Identifikasi (identification)
Identifikasi dengan
organisasi yaitu penerimaan tujuan organisasi, dimana penerimaan ini merupakan
dasar komitmen organisasi. Identifikasi pegawai tampak melalui sikap menyetujui
kebijasanaan organisasi, kesamaan nilai-nilai pribadi dan nilai-nilai
organisasi, rasa kebanggaan menjadi bagian dari bagian organisasi. Identifikasi
yang mewujud dalam bentuk kepercayaan pegawai terhadap organisasi, dapat
dilakukan dengan memodifikasi tujuan organisai, sehingga mencakup beberapa
tujuan pribadi para pegawai ataupun dengan kata lain organisasi memasukkan pula
kebutuhan dan keinginan pegawai dalam tujuan organisasinya. Hal ini akan
membuahkan suasana saling mendukung diantara pegawai dengan organisasi. Lebih
lanjut, suasana tersebut akan membawa pegawai dengan rela menyumbangkan sesuatu
bagi tercapainya tujuan organisasi, karena pegawai menerima tujuan organisasi
yang dipercaya telah disusun demi memenuhi kebutuhan pribadi mereka pula.
2.
Keterlibatan (involvement)
Keterlibatan sesuai
peran dan tanggungjawab pekerjaan di organisasi tersebut. Pegawai yang memiliki
komitmen tinggi akan menerima hampir semua tugas dan tanggungjawab pekerjaan
yang diberikan kepadanya. Keterlibatan atau partisipasi pegawai dalam
aktivitas-aktivitas kerja penting untuk diperhatikan karena adanya keterlibatan
pegawai menyebabkan pegawai akan mau dan senang berkerja sama baik dengan
pimpinan ataupun dengan sesama teman kerja. Salah satu cara yang dapat dipakai
untuk memancing keterlibatan pegawai adalah dengan memancing partisipasi mereka
dalam berbagai kesempatan pembuatan keputusan, yang dapat menumbuhkan keyakinan
pada pegawai bahwa apa yang telah diputuskan adalah merupakan keputusan
bersama. Disamping itu, pegawai merasakan bahwa mereka diterima sebagai bagian
yang utuh dari organisasi, dan konsekuensi lebih lanjut, mereka merasa wajib
untuk melakasanakan bersama apa yang telah diputuskan karena adanya rasa
keterikatan dengan apa yang mereka ciptakan.
3.
Loyalitas (loyalti)
Kehangatan, afeksi dan
loyalitas terhadap organisasi merupakan evaluasi terhadap komitmen, serta
adanya ikatan emosional dan keterikatan antara organisasi dengan pegawai.
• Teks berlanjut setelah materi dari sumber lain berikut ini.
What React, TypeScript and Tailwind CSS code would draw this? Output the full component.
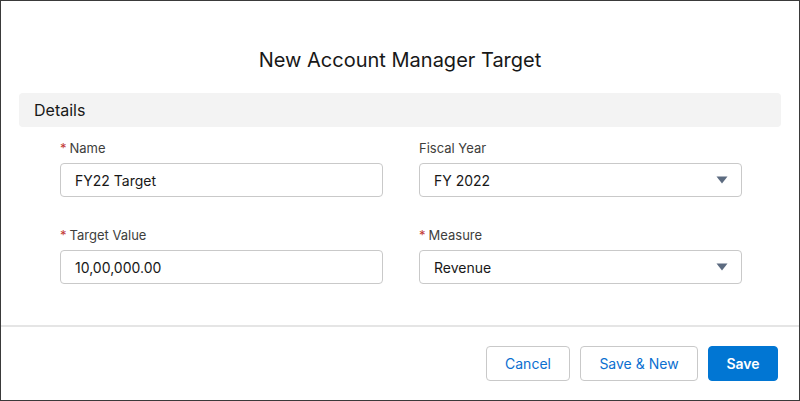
const Label = ({ text, required }: { text: string; required?: boolean }) => (
  <div className="flex h-[17px] items-center text-[13px] text-[#3e3e3c]">
    {required && <span className="mr-[3px] text-[#c23934]">*</span>}
    {text}
  </div>
);

const Caret = () => (
  <svg width="12" height="8" viewBox="0 0 12 8" className="text-[#5c6b80]">
    <path d="M0.5 0.5 L11.5 0.5 L6 7.5 Z" fill="currentColor" />
  </svg>
);

const Field = ({ label, value, required, select }: { label: string; value: string; required?: boolean; select?: boolean }) => (
  <div className="flex flex-col gap-[6px]">
    <Label text={label} required={required} />
    <div className="flex h-[34px] items-center justify-between rounded-[4px] border border-[#c9c9c9] bg-white pl-[14px] pr-[13px] text-[14px] text-[#181818]">
      <span>{value}</span>
      {select && <Caret />}
    </div>
  </div>
);

export default function App() {
  return (
    <div
      className="flex h-[401px] w-[800px] flex-col border border-[#3a3a3a] bg-white"
      style={{ fontFamily: "Inter, 'Liberation Sans', sans-serif" }}
    >
      <div className="flex h-[92px] items-center justify-center pt-[26px] text-[20px] text-[#181818]">
        New Account Manager Target
      </div>
      <div className="mx-[18px] flex h-[34px] items-center rounded-[4px] bg-[#f3f3f3] px-[15px] text-[16px] text-[#181818]">
        Details
      </div>
      <div className="grid grid-cols-2 gap-x-[36px] gap-y-[30px] pl-[59px] pr-[57px] pt-[13px]">
        <Field label="Name" value="FY22 Target" required />
        <Field label="Fiscal Year" value="FY 2022" select />
        <Field label="Target Value" value="10,00,000.00" required />
        <Field label="Measure" value="Revenue" required select />
      </div>
      <div className="mt-[41px] border-t-2 border-[#e5e5e5]" />
      <div className="flex justify-end gap-[10px] pr-[21px] pt-[19px] text-[14px]">
        <button className="h-[35px] w-[84px] rounded-[4px] border border-[#c9c9c9] bg-white text-[#0b6fd0]">Cancel</button>
        <button className="h-[35px] w-[118px] rounded-[4px] border border-[#c9c9c9] bg-white text-[#0b6fd0]">Save &amp; New</button>
        <button className="h-[35px] w-[70px] rounded-[4px] border border-[#0176d3] bg-[#0176d3] font-semibold text-white">Save</button>
      </div>
    </div>
  );
}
Pegawai dengan komitmen tinggi merasakan adanya loyalitas dan rasa memiliki
terhadap organisasi. Loyalitas pegawai terhadap organisasi memiliki makna
ksediaan seseorang untuk melanggengkan hubungannya dengan organisasi, kalau
perlu dengan mengorbankan kepentingan pribadinya tanpa mengharapkan apapun.
Keadaan pegawai untuk mempertahankan diri bekerja dalam organisasi adalah hal
yang penting dalam menunjang komitmen pegawai terhadap organisasi dimana mereka
bekerja. Hal ini dapat diupayakan bila pegawai merasakan adanya keamanan dan
kepuasan di dalam organisasi tempat ia bergabung untuk bekerja.